One of the big security issues for many companies is knowing which of their SaaS applications are going to cause them problems and knowing how to fix them before they happen. Every organization has a collection of applications that they use on a daily basis, and Israeli startup Suridata’s platform offers organizations and companies to use NLP (Natural Language Processing) to identify all the mines from these applications; they have just finished a fresh round of funding.
We want the CISOs to deal with what is important
Suridata.ai's system manages the risks for information security managers by using natural language processing in the SaaS applications that the company uses - whether it's GitHub, Box or all the others. The system knows how to map the important applications to organizations by the areas in which they work - and prioritizes them when it examines the possible weaknesses in the applications that each organization uses.
For this purpose, the system uses human-like capabilities, based on NLP algorithms that independently analyze the various risks that the applications can present to the organization. It then alerts the information security managers about the possible risks and how to handle them.
In a conversation with Geektime, the company's CEO and one of the founders - Lee Kappon - says that the company's use of NLP as a basis for understanding the risk inherent in any SaaS application has become a significant advantage for them. "We shouldn’t be overwhelming the security teams with all the gaps but prioritize it for them and only show them the biggest risks - those that could have the biggest impact on their business. By doing so, we save them over 60% of the manual work,” says Kappon.

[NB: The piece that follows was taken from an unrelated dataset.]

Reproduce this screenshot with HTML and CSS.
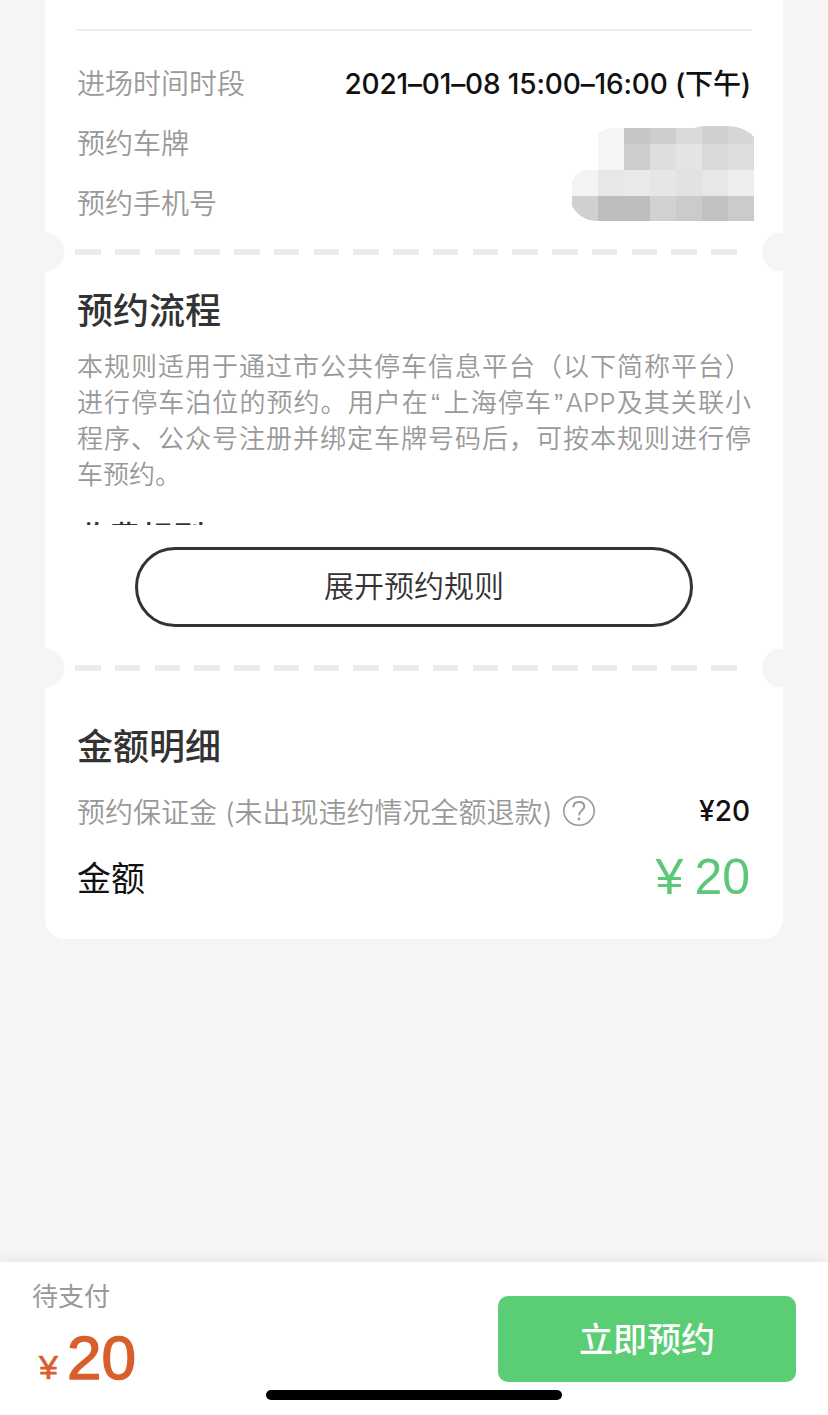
FILE: index.html
```
<!DOCTYPE html>
<html lang="zh-CN">
  <head>
    <meta charset="UTF-8" />
    <meta name="viewport" content="width=device-width, initial-scale=1.0" />
    <title>停车预约</title>
    <link rel="stylesheet" href="styles.css">
  </head>
  <body>
    <main class="card">
      <section class="info">
        <div class="row">
          <span class="label">进场时间时段</span>
          <span class="value time">2021–01–08 15:00–16:00 (下午)</span>
        </div>
        <div class="row">
          <span class="label">预约车牌</span>
        </div>
        <div class="row">
          <span class="label">预约手机号</span>
        </div>
        <svg class="mosaic" width="182" height="95" viewBox="0 0 182 95">
          <clipPath id="blob">
            <path d="M26 8Q32 2 44 2H122Q128 0 134 0H156Q174 1 182 11V95H24Q8 94 0 80V54Q4 48 11 44H26Z" />
          </clipPath>
          <g clip-path="url(#blob)" shape-rendering="crispEdges">
            <path fill="#f5f5f5" d="M26 0h26v44H26z" />
            <path fill="#c5c5c5" d="M52 0h26v18H52z" />
            <path fill="#cdcdcd" d="M78 0h26v18H78z" />
            <path fill="#dadada" d="M104 0h26v18h-26z" />
            <path fill="#d0d0d0" d="M130 0h26v18h-26z" />
            <path fill="#d6d6d6" d="M156 0h26v18h-26z" />
            <path fill="#cecece" d="M52 18h26v26H52z" />
            <path fill="#dedede" d="M78 18h26v26H78z" />
            <path fill="#e4e4e4" d="M104 18h26v26h-26z" />
            <path fill="#d9d9d9" d="M130 18h26v26h-26z" />
            <path fill="#dedede" d="M156 18h26v26h-26z" />
            <path fill="#f3f3f3" d="M0 44h26v26H0z" />
            <path fill="#e7e7e7" d="M26 44h26v26H26z" />
            <path fill="#e9e9e9" d="M52 44h26v26H52z" />
            <path fill="#e6e6e6" d="M78 44h26v26H78z" />
            <path fill="#e2e2e2" d="M104 44h26v26h-26z" />
            <path fill="#e7e7e7" d="M130 44h26v26h-26z" />
            <path fill="#eeeeee" d="M156 44h26v26h-26z" />
            <path fill="#d0d0d0" d="M0 70h26v25H0z" />
            <path fill="#bdbdbd" d="M26 70h52v25H26z" />
            <path fill="#d2d2d2" d="M78 70h26v25H78z" />
            <path fill="#cbcbcb" d="M104 70h26v25h-26z" />
            <path fill="#c1c1c1" d="M130 70h26v25h-26z" />
            <path fill="#cbcbcb" d="M156 70h26v25h-26z" />
          </g>
        </svg>
      </section>

      <div class="tear"></div>

      <section class="rules">
        <h2>预约流程</h2>
        <div class="rules-text">
          <p>本规则适用于通过市公共停车信息平台（以下简称平台）进行停车泊位的预约。用户在<span class="quote">“</span>上海停车<span class="quote">”</span>APP及其关联小程序、公众号注册并绑定车牌号码后，可按本规则进行停车预约。</p>
          <h3>收费规则</h3>
        </div>
        <button class="expand">展开预约规则</button>
      </section>

      <div class="tear"></div>

      <section class="amount">
        <h2>金额明细</h2>
        <div class="row deposit">
          <span class="label">预约保证金 (未出现违约情况全额退款)</span>
          <svg class="help" width="34" height="32" viewBox="0 0 34 32" fill="none" stroke="#999" stroke-width="1.6">
            <ellipse cx="17" cy="16" rx="15.2" ry="14.2" />
            <path stroke-width="2" d="M11.4 12.3C11.4 9 13.5 7 16.9 7C20.2 7 22.3 8.9 22.3 11.6C22.3 15.5 17 15.6 17 20.2" />
            <circle cx="17" cy="24" r="1.4" fill="#999" stroke="none" />
          </svg>
          <span class="value">¥20</span>
        </div>
        <div class="row total">
          <span>金额</span>
          <span class="total-price"><span>¥</span>20</span>
        </div>
      </section>
    </main>

    <footer class="pay-bar">
      <div class="pay">
        <div class="pay-label">待支付</div>
        <div class="pay-price"><span>¥</span>20</div>
      </div>
      <button class="submit">立即预约</button>
      <div class="home-indicator"></div>
    </footer>
  </body>
</html>
```
FILE: styles.css
```
* {
  box-sizing: border-box;
}

body {
  margin: 0;
  height: 1415px;
  display: flex;
  flex-direction: column;
  justify-content: space-between;
  background: #f5f5f5;
  color: #111;
  font-family: Inter, "Noto Sans CJK SC", sans-serif;
  overflow: hidden;
}

h2,
h3 {
  margin: 0;
  color: #333;
  font-size: 36px;
  line-height: 50px;
  font-weight: 500;
}

button {
  font-family: inherit;
  padding: 0;
}

.card {
  width: 738px;
  height: 939px;
  margin: 0 auto;
  background: #fff;
  border-radius: 0 0 20px 20px;
}

.info {
  position: relative;
  height: 233px;
  padding: 28px 32px 0;
}

.info::before {
  content: "";
  display: block;
  height: 2px;
  margin: 1px -1px 21px;
  background: #eee;
}

.row {
  display: flex;
  align-items: center;
  height: 60px;
  font-size: 28px;
}

.label {
  color: #999;
  font-weight: 350;
  white-space: nowrap;
}

.value {
  margin-left: auto;
  font-weight: 450;
  white-space: nowrap;
}

.time {
  letter-spacing: -0.15px;
}

.mosaic {
  position: absolute;
  right: 29px;
  top: 126px;
}

/* ticket perforation */
.tear {
  height: 38px;
  background:
    radial-gradient(circle at 0 50%, #f5f5f5 19px, transparent 20px),
    radial-gradient(circle at 100% 50%, #f5f5f5 20px, transparent 21px),
    repeating-linear-gradient(to right, #ececec 0 25.5px, transparent 25.5px 39.75px) 30px 16px / 663px 6px no-repeat;
}

.rules {
  height: 378px;
  padding: 15px 32px 0;
}

.rules-text {
  height: 176px;
  margin-top: 13px;
  overflow: hidden;
}

.rules-text p {
  margin: 0;
  color: #999;
  font-size: 26px;
  font-weight: 350;
  line-height: 36px;
  text-align: justify;
}

.quote {
  margin: 0 2.5px;
  font-family: "Liberation Sans", sans-serif;
  line-height: 1;
}

/* next heading, only its top shows while the rules are collapsed */
h3 {
  margin-top: 20px;
  font-size: 32px;
}

.expand {
  display: block;
  width: 558px;
  height: 80px;
  margin: 22px 0 0 58px;
  padding-bottom: 6px;
  background: #fff;
  border: 3px solid #333;
  border-radius: 40px;
  color: #333;
  font-size: 30px;
  font-weight: 350;
}

.amount {
  padding: 35px 33px 0 32px;
}

.deposit {
  margin-top: 9px;
}

.help {
  margin-left: 10px;
}

.total {
  height: 70px;
  justify-content: space-between;
  font-size: 34px;
}

.total-price {
  padding-top: 2px;
  color: #5bc877;
  font-family: "Liberation Sans", sans-serif;
  font-size: 50px;
}

.total-price span {
  margin-right: 11px;
}

.pay-bar {
  position: relative;
  height: 153px;
  display: flex;
  justify-content: space-between;
  padding: 0 32px;
  background: #fff;
  box-shadow: 0 0 14px rgba(0, 0, 0, 0.08);
}

.pay-label {
  margin-top: 16px;
  color: #999;
  font-size: 26px;
  line-height: 38px;
}

.pay-price {
  padding-left: 7px;
  color: #d85f2b;
  font-family: "Liberation Sans", sans-serif;
  font-size: 62px;
  line-height: 84px;
  -webkit-text-stroke: 1.4px #d85f2b;
}

.pay-price span {
  margin-right: 9px;
  font-size: 34px;
  -webkit-text-stroke-width: 0.7px;
}

.submit {
  width: 298px;
  height: 86px;
  margin-top: 34px;
  padding-bottom: 4px;
  background: #5bcd74;
  border: none;
  border-radius: 10px;
  color: #fff;
  font-size: 34px;
  font-weight: 500;
}

.home-indicator {
  position: absolute;
  left: 266px;
  bottom: 15px;
  width: 296px;
  height: 10px;
  border-radius: 5px;
  background: #000;
}
```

According to Kappon, the role of the CISO (Chief Information Security officer) today is a business role, not a technical role, so the layer we add - the BIP (or business impact prioritization) - is a layer that allows them to concentrate only on the security risks that have a business impact, and not waste time on other "noise". “Some organizations use Suridata to protect the organization's GitHub. Suridata identifies configurations that have been incorrectly defined by developers and pose a risk to the organization,” says Kappon, while giving the example of code that was accidentally made available to the whole world because it was defined as publicly accessible. In addition, she says, Suridata also identifies risks of plugins approved by employees, without knowing that they endanger the organization's information, "We not only allow detection but also automatically close these gaps at the push of a button."
The great showdown: Otters vs Meerkats
If you’re like us, you’re probably wondering what the origin of the name Suridata is (‘Surikata’ is Hebrew for meerkat); Kappon tells us about an inside joke that ended up becoming her company’s name. "During a conversation between the founders, we started talking about meerkats and otters, which look very similar but meerkats are smart and sophisticated animals, while otters apparently can be very violent, even sexually (Read more about that here)," says Kappon. In addition, she says that meerkats live in mobs, and within each mob, there is a meerkat "guard" whose role is to observe and identify if there is any danger approaching. The guard warns the mob with a unique whistle that warns the animals to descend into the tunnels to defend themselves from the danger. This is essentially what the startup does. Eventually, Suridata became the company name - which is an excellent pun on the Hebrew word for meerkat.
Today (Tuesday) the company announced that it has raised $9 million. The round was led by the Israeli New Era Capital Partners with participation from Tom Banahan from Tenaya Capital, Kevin Mahafi one of the founders of the American cyber company Lookout, and several angel investors. Existing investors YYM and Israel's Aristagora VC also partook in the round.
"No one knows what the market will look like in another year or two. We could have taken a lot of money from one of the largest funds in the world and we decided that because we have no idea what the market will look like in two years, we prefer to be careful and only take what we need to get to the next milestone,” says Kappon regarding their fundraising process. “We chose to go through a quick process with partners who see things as we do and give us added value at the product and market levels. For us, fundraising is a means of building the product and the company and not the goal.”